Moral hazard, in the context of corporate finance, arises when one party (typically management) makes decisions that affect another party (typically shareholders or creditors) without bearing the full consequences of those decisions. This asymmetry creates an incentive for the first party to take actions that are riskier or less aligned with the interests of the second party than they would otherwise. The root cause lies in imperfect monitoring and asymmetric information.
Several factors contribute to moral hazard in corporate settings. First, separation of ownership and control empowers managers to act in ways that might not maximize shareholder value. They might prioritize short-term gains over long-term sustainability to boost their compensation or prestige. Secondly, complex corporate structures and transactions make it difficult for outsiders to fully understand the true risks and potential rewards associated with management’s choices. This opacity provides cover for opportunistic behavior.
Common examples of moral hazard in corporate finance include:
- Excessive risk-taking: Managers, incentivized by bonuses tied to short-term performance, might pursue high-risk, high-reward projects, even if the potential downside risk is substantial for the company as a whole. Shareholders, who bear the brunt of potential losses, are less likely to condone such behavior if they had complete information.
- Empire building: Managers might prioritize increasing the size of the company through acquisitions, even if these acquisitions are not strategically sound or value-enhancing. This “empire building” serves the manager’s ego and power, often at the expense of shareholder returns.
- Perquisite consumption: Spending company resources on lavish perks (e.g., private jets, expensive dinners) is another manifestation of moral hazard. Managers benefit personally, while shareholders bear the cost.
- Underinvestment: Conversely, managers might avoid investing in projects with long-term payoffs, fearing that they won’t be around to reap the rewards. This short-sightedness can damage the company’s long-term prospects.
Mitigating moral hazard requires effective governance mechanisms. These mechanisms aim to align the interests of managers with those of shareholders and creditors. Some common approaches include:
- Strong corporate governance structures: Independent boards of directors play a crucial role in monitoring management and holding them accountable. Clear and transparent governance practices are essential.
- Incentive alignment: Designing compensation packages that tie management’s rewards to long-term shareholder value is crucial. This can include stock options, restricted stock grants, and performance-based bonuses linked to metrics like total shareholder return.

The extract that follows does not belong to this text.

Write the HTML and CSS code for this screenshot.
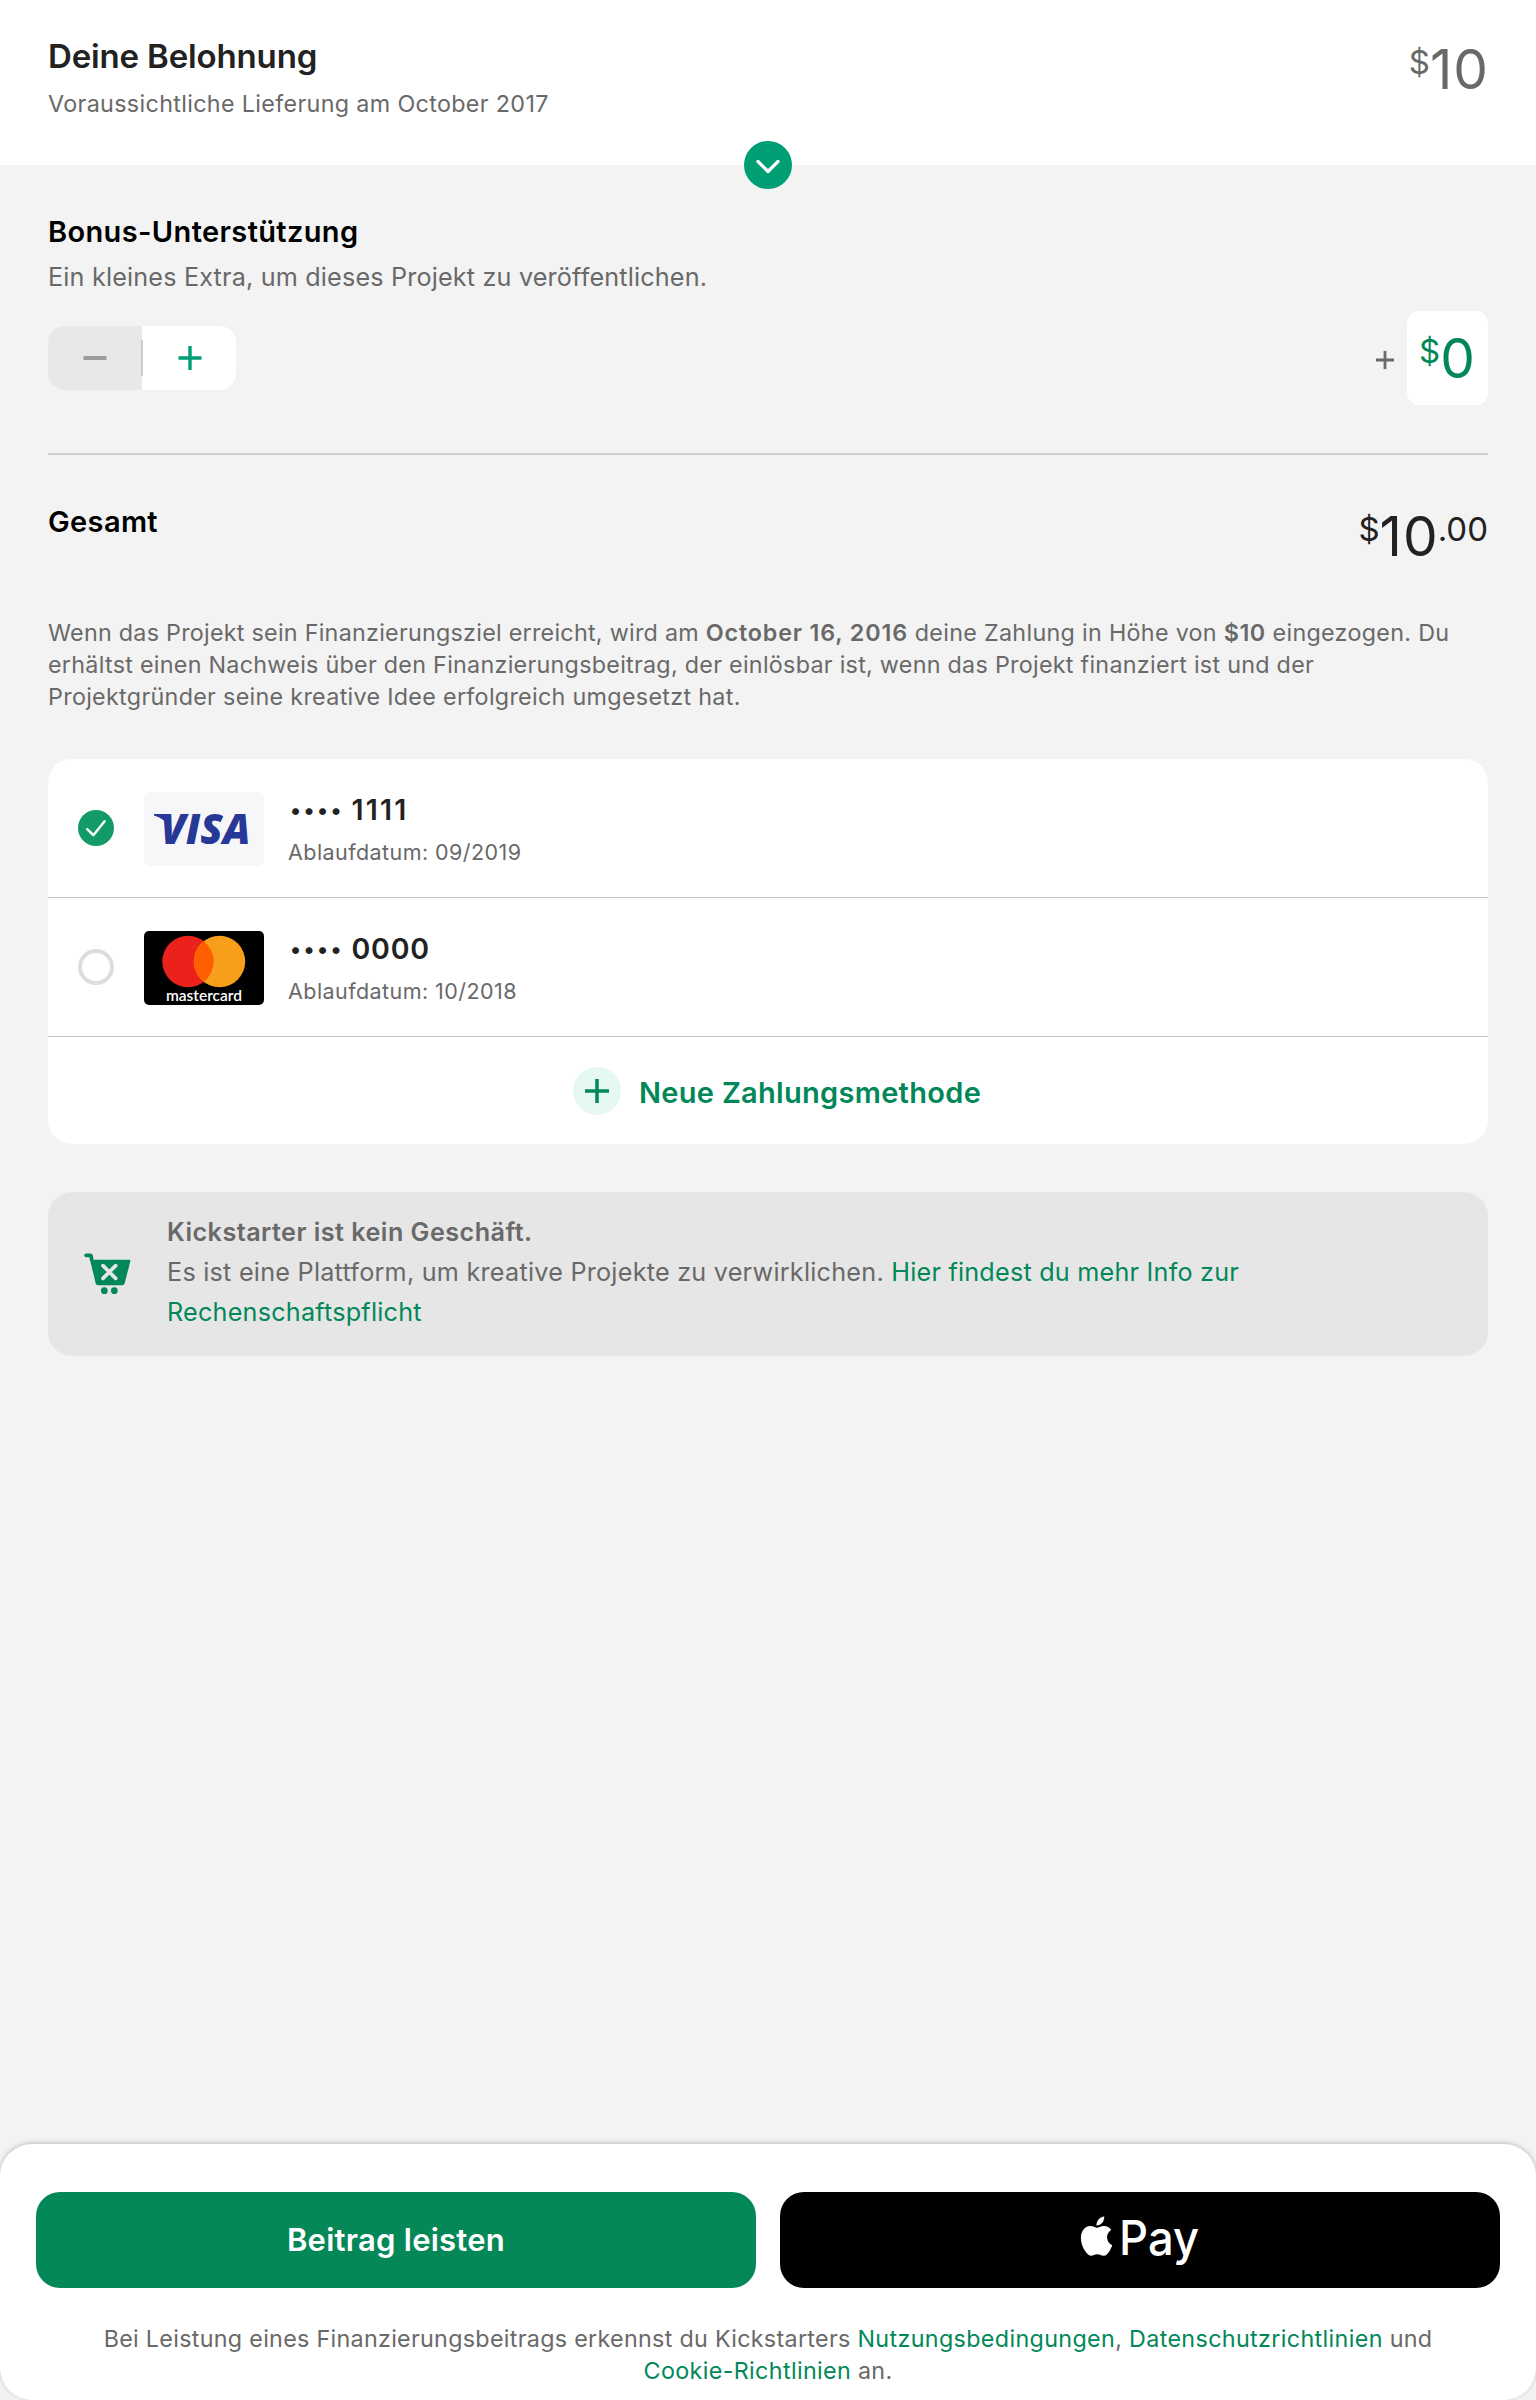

- Debt covenants: Covenants in debt agreements can restrict management’s ability to take excessive risks or engage in activities that could jeopardize the company’s financial stability.
- Active shareholder engagement: Institutional investors and activist shareholders can exert pressure on management to adopt more shareholder-friendly policies.
- Increased transparency and disclosure: Providing shareholders with more information about the company’s operations and financial performance makes it harder for management to hide opportunistic behavior.
Ultimately, controlling moral hazard requires a multi-faceted approach that combines strong governance, effective incentives, and robust monitoring. Failure to do so can lead to inefficient resource allocation, value destruction, and even corporate failure.